■ **Task statement**
Give again, word for word, the lines below that run from the line with "Reproduce this screenshot" through the line with "const rows = [3, 4, 5, 6, 7, 8, 9, 10];". Drop the pictures.

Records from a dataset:
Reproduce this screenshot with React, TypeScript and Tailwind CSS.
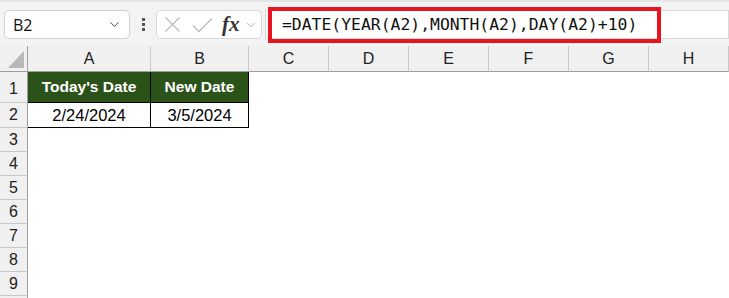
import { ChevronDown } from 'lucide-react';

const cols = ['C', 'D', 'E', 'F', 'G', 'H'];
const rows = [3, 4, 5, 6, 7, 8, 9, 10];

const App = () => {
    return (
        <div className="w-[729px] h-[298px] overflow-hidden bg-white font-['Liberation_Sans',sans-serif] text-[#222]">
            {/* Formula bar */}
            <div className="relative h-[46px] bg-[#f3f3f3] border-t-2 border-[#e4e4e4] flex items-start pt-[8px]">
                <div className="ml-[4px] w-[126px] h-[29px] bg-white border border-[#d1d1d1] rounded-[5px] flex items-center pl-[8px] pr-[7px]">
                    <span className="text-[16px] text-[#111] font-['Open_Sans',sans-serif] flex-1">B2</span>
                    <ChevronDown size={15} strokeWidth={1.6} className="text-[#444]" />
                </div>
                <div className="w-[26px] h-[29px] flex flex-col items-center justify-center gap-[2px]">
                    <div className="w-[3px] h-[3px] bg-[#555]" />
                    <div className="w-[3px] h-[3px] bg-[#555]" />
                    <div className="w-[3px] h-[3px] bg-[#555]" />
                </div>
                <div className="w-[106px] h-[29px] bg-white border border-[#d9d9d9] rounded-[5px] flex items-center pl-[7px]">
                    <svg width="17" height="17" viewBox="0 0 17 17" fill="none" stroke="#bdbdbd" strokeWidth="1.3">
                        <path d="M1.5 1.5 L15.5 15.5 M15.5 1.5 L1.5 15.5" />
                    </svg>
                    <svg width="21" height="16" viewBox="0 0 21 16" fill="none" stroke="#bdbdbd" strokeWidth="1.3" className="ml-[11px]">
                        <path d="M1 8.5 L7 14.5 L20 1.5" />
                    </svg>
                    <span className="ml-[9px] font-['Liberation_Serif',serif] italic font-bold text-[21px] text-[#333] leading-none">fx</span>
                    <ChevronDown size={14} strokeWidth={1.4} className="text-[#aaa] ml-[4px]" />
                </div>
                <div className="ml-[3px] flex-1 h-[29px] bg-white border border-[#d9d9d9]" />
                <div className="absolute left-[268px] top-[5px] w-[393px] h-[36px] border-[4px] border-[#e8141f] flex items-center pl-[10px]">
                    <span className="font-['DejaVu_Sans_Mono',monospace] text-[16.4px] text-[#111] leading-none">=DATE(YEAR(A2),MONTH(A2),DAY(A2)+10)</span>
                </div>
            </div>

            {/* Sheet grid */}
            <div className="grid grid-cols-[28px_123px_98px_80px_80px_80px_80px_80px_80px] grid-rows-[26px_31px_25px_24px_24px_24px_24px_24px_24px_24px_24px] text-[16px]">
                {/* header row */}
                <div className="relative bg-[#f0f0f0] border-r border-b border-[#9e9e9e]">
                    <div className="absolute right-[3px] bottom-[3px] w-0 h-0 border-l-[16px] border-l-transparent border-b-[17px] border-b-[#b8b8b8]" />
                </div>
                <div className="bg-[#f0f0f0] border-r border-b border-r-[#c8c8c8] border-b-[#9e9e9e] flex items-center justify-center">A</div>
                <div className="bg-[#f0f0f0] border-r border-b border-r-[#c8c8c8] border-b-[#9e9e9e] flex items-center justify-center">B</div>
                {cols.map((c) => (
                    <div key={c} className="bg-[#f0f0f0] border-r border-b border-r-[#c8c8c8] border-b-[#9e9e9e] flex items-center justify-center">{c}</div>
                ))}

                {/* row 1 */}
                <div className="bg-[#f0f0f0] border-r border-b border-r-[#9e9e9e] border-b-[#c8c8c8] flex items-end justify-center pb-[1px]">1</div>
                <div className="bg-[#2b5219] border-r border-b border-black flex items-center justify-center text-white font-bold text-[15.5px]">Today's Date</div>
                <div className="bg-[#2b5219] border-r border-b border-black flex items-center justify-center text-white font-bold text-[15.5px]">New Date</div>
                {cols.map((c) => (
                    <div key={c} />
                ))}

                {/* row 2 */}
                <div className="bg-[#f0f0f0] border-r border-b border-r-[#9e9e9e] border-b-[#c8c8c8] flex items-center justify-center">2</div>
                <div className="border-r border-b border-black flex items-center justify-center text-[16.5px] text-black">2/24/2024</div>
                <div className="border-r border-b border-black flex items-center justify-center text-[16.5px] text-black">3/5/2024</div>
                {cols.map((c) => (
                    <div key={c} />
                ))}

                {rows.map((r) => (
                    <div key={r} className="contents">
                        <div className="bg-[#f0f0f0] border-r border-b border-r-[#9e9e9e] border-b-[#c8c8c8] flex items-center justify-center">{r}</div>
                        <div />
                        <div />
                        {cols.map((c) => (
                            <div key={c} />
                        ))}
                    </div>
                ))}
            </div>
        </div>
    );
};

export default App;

* * *

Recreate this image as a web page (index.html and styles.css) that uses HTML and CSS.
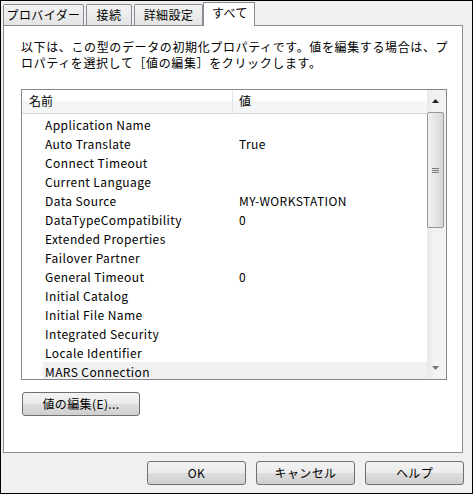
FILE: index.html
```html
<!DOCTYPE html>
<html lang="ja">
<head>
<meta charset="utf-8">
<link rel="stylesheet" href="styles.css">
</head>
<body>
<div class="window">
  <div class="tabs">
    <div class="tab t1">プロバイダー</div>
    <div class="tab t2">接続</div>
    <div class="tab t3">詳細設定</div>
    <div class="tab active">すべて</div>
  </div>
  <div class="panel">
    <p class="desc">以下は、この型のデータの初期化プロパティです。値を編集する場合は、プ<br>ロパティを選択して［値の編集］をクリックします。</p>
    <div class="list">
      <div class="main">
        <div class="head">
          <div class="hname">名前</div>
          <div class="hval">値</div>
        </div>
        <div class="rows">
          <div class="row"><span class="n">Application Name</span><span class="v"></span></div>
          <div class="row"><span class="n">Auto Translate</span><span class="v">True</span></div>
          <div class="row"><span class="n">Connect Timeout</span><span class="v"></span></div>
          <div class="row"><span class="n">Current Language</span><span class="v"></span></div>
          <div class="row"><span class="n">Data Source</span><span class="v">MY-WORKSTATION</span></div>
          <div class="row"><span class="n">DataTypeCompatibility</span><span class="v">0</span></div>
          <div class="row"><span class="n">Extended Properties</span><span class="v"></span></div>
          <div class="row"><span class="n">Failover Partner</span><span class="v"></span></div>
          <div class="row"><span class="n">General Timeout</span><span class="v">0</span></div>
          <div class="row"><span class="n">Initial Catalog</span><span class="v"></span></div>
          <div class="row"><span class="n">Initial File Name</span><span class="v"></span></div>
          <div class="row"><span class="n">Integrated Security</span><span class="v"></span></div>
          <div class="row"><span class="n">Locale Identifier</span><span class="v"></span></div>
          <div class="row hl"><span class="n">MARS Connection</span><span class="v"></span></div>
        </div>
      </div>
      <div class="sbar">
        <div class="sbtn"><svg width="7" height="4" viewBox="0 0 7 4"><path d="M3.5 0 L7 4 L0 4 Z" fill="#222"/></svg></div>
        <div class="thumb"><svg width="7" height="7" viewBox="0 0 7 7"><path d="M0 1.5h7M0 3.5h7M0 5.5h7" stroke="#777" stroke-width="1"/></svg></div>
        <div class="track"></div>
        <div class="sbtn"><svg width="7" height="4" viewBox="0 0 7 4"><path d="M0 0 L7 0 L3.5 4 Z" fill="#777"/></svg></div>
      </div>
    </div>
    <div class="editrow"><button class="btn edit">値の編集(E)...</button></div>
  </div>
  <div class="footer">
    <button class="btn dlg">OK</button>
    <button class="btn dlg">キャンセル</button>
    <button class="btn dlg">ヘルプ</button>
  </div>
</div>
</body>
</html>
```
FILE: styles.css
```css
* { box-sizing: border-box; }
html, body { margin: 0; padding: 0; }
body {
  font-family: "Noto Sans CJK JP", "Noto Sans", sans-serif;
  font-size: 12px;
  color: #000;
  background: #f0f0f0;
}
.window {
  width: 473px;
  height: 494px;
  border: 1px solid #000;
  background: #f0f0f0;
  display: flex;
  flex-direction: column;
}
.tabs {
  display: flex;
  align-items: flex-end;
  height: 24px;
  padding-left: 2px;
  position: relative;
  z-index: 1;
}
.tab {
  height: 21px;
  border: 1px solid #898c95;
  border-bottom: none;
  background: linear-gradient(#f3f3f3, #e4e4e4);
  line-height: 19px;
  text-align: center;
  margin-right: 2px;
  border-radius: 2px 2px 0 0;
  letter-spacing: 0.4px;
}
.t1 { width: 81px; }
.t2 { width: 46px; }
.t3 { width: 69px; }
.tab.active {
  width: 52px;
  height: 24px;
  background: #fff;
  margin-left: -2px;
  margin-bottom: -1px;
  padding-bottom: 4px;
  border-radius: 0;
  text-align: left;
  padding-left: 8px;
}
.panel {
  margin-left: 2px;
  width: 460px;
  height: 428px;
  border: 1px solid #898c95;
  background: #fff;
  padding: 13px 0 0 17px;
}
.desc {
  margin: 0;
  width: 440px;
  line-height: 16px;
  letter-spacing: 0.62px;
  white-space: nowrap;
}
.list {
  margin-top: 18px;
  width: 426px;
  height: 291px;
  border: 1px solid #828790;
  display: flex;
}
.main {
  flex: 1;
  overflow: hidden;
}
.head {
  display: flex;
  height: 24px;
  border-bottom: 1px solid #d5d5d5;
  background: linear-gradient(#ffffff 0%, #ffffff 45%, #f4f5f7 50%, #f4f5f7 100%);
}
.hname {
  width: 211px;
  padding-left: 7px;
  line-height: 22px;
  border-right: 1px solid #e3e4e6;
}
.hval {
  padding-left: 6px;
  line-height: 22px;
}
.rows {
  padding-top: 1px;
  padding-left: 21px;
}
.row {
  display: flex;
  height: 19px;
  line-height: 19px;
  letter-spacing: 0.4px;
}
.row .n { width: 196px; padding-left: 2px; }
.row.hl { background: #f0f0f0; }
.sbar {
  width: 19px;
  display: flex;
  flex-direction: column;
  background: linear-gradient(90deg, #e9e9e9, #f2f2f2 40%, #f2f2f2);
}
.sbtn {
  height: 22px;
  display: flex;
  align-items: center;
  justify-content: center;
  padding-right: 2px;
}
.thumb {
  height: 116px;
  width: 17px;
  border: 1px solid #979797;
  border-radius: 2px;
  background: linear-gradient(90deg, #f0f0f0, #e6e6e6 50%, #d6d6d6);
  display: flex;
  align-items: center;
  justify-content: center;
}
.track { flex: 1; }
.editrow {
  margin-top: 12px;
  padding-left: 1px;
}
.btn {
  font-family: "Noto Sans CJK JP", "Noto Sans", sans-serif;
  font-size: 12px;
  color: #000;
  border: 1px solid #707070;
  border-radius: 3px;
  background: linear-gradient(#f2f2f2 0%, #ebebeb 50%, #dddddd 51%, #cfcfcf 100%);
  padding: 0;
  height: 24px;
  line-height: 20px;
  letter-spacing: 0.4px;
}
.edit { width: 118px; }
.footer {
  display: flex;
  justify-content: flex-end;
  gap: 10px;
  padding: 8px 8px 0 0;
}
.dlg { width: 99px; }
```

■ **Exercise response**
Reproduce this screenshot with React, TypeScript and Tailwind CSS.
import { ChevronDown } from 'lucide-react';

const cols = ['C', 'D', 'E', 'F', 'G', 'H'];
const rows = [3, 4, 5, 6, 7, 8, 9, 10];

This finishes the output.